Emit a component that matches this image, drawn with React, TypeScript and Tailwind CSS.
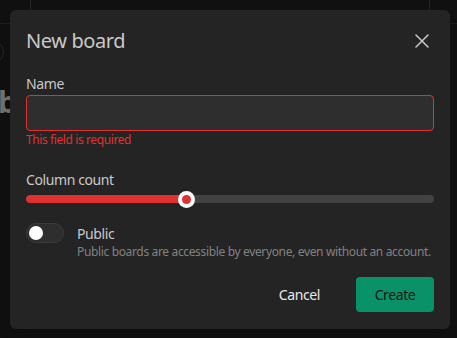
import React from 'react';

const font = { fontFamily: '"Noto Sans", "Open Sans", sans-serif' };

const CloseIcon = () => (
    <svg width="14" height="14" viewBox="0 0 14 14" fill="none" stroke="currentColor" strokeWidth="1.5" strokeLinecap="round">
        <path d="M1 1L13 13M13 1L1 13" />
    </svg>
);

export default function App() {
    return (
        <div className="relative w-[457px] h-[338px] overflow-hidden bg-[#101010]" style={font}>
            {/* page behind the overlay */}
            <div className="absolute left-0 right-0 top-0 h-[24px] border-b border-[#1d1d1d]" />
            <div className="absolute left-[30px] top-[-20px] w-[400px] h-[32px] rounded border border-[#242424]" />
            <div className="absolute left-[-18px] top-[41px] w-[22px] h-[22px] rounded-full border border-[#262626]" />
            <div className="absolute left-0 top-[84px] w-[10px] h-[36px] overflow-hidden">
                <span className="block -ml-[2px] text-[30px] font-bold text-[#707070] leading-[36px]">b</span>
            </div>

            {/* modal */}
            <div className="absolute left-[10px] top-[10px] w-[440px] rounded-md bg-[#242424] px-4 pt-4 pb-[17px] shadow-lg tracking-[-0.4px]">
                <div className="flex items-center justify-between h-[30px]">
                    <h2 className="text-[20px] leading-[28px] text-[#c9c9c9] font-normal">New board</h2>
                    <button className="w-[28px] h-[28px] flex items-center justify-center text-[#c9c9c9] -mr-[2px]">
                        <CloseIcon />
                    </button>
                </div>

                <label className="block mt-[18px] text-[14px] leading-[20px] text-[#c9c9c9]">Name</label>
                <input className="mt-[1px] block w-full h-[36px] rounded bg-[#2e2e2e] border border-[#e03131] outline-none px-3 text-[14px] text-[#c9c9c9]" />
                <p className="mt-[1px] text-[12px] leading-[16px] text-[#e03131]">This field is required</p>

                <label className="block mt-[22px] text-[14px] leading-[20px] text-[#c9c9c9]">Column count</label>
                <div className="relative h-[18px] flex items-center">
                    <div className="w-full h-[8px] rounded-full bg-[#424242] overflow-hidden">
                        <div className="h-full bg-[#e03131] rounded-full" style={{ width: '39.5%' }} />
                    </div>
                    <div className="absolute left-[152px] top-[1px] w-[17px] h-[17px] rounded-full bg-white flex items-center justify-center">
                        <div className="w-[9px] h-[9px] rounded-full bg-[#e03131]" />
                    </div>
                </div>

                <div className="mt-[15px] flex gap-[13px]">
                    <div className="w-[38px] h-[20px] rounded-full bg-[#2e2e2e] border border-[#3a3a3a] flex items-center px-[2px] shrink-0">
                        <div className="w-[14px] h-[14px] rounded-full bg-white" />
                    </div>
                    <div className="pt-[1px]">
                        <div className="text-[14px] leading-[20px] text-[#c9c9c9]">Public</div>
                        <div className="text-[12px] leading-[16px] text-[#828282] whitespace-nowrap tracking-[-0.35px]">
                            Public boards are accessible by everyone, even without an account.
                        </div>
                    </div>
                </div>

                <div className="mt-[17px] flex justify-end items-center gap-[18px]">
                    <button className="h-[35px] px-[18px] rounded text-[14px] text-[#e9e9e9]">Cancel</button>
                    <button className="h-[35px] w-[78px] rounded bg-[#099268] text-[14px] text-[#111]">Create</button>
                </div>
            </div>
        </div>
    );
}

_____

# Brief
Make an exact reproduction of the listing above, without any pictures.

# Correct output
Emit a component that matches this image, drawn with React, TypeScript and Tailwind CSS.
import React from 'react';

const font = { fontFamily: '"Noto Sans", "Open Sans", sans-serif' };

const CloseIcon = () => (
    <svg width="14" height="14" viewBox="0 0 14 14" fill="none" stroke="currentColor" strokeWidth="1.5" strokeLinecap="round">
        <path d="M1 1L13 13M13 1L1 13" />
    </svg>
);

export default function App() {
    return (
        <div className="relative w-[457px] h-[338px] overflow-hidden bg-[#101010]" style={font}>
            {/* page behind the overlay */}
            <div className="absolute left-0 right-0 top-0 h-[24px] border-b border-[#1d1d1d]" />
            <div className="absolute left-[30px] top-[-20px] w-[400px] h-[32px] rounded border border-[#242424]" />
            <div className="absolute left-[-18px] top-[41px] w-[22px] h-[22px] rounded-full border border-[#262626]" />
            <div className="absolute left-0 top-[84px] w-[10px] h-[36px] overflow-hidden">
                <span className="block -ml-[2px] text-[30px] font-bold text-[#707070] leading-[36px]">b</span>
            </div>

            {/* modal */}
            <div className="absolute left-[10px] top-[10px] w-[440px] rounded-md bg-[#242424] px-4 pt-4 pb-[17px] shadow-lg tracking-[-0.4px]">
                <div className="flex items-center justify-between h-[30px]">
                    <h2 className="text-[20px] leading-[28px] text-[#c9c9c9] font-normal">New board</h2>
                    <button className="w-[28px] h-[28px] flex items-center justify-center text-[#c9c9c9] -mr-[2px]">
                        <CloseIcon />
                    </button>
                </div>

                <label className="block mt-[18px] text-[14px] leading-[20px] text-[#c9c9c9]">Name</label>
                <input className="mt-[1px] block w-full h-[36px] rounded bg-[#2e2e2e] border border-[#e03131] outline-none px-3 text-[14px] text-[#c9c9c9]" />
                <p className="mt-[1px] text-[12px] leading-[16px] text-[#e03131]">This field is required</p>

                <label className="block mt-[22px] text-[14px] leading-[20px] text-[#c9c9c9]">Column count</label>
                <div className="relative h-[18px] flex items-center">
                    <div className="w-full h-[8px] rounded-full bg-[#424242] overflow-hidden">
                        <div className="h-full bg-[#e03131] rounded-full" style={{ width: '39.5%' }} />
                    </div>
                    <div className="absolute left-[152px] top-[1px] w-[17px] h-[17px] rounded-full bg-white flex items-center justify-center">
                        <div className="w-[9px] h-[9px] rounded-full bg-[#e03131]" />
                    </div>
                </div>

                <div className="mt-[15px] flex gap-[13px]">
                    <div className="w-[38px] h-[20px] rounded-full bg-[#2e2e2e] border border-[#3a3a3a] flex items-center px-[2px] shrink-0">
                        <div className="w-[14px] h-[14px] rounded-full bg-white" />
                    </div>
                    <div className="pt-[1px]">
                        <div className="text-[14px] leading-[20px] text-[#c9c9c9]">Public</div>
                        <div className="text-[12px] leading-[16px] text-[#828282] whitespace-nowrap tracking-[-0.35px]">
                            Public boards are accessible by everyone, even without an account.
                        </div>
                    </div>
                </div>

                <div className="mt-[17px] flex justify-end items-center gap-[18px]">
                    <button className="h-[35px] px-[18px] rounded text-[14px] text-[#e9e9e9]">Cancel</button>
                    <button className="h-[35px] w-[78px] rounded bg-[#099268] text-[14px] text-[#111]">Create</button>
                </div>
            </div>
        </div>
    );
}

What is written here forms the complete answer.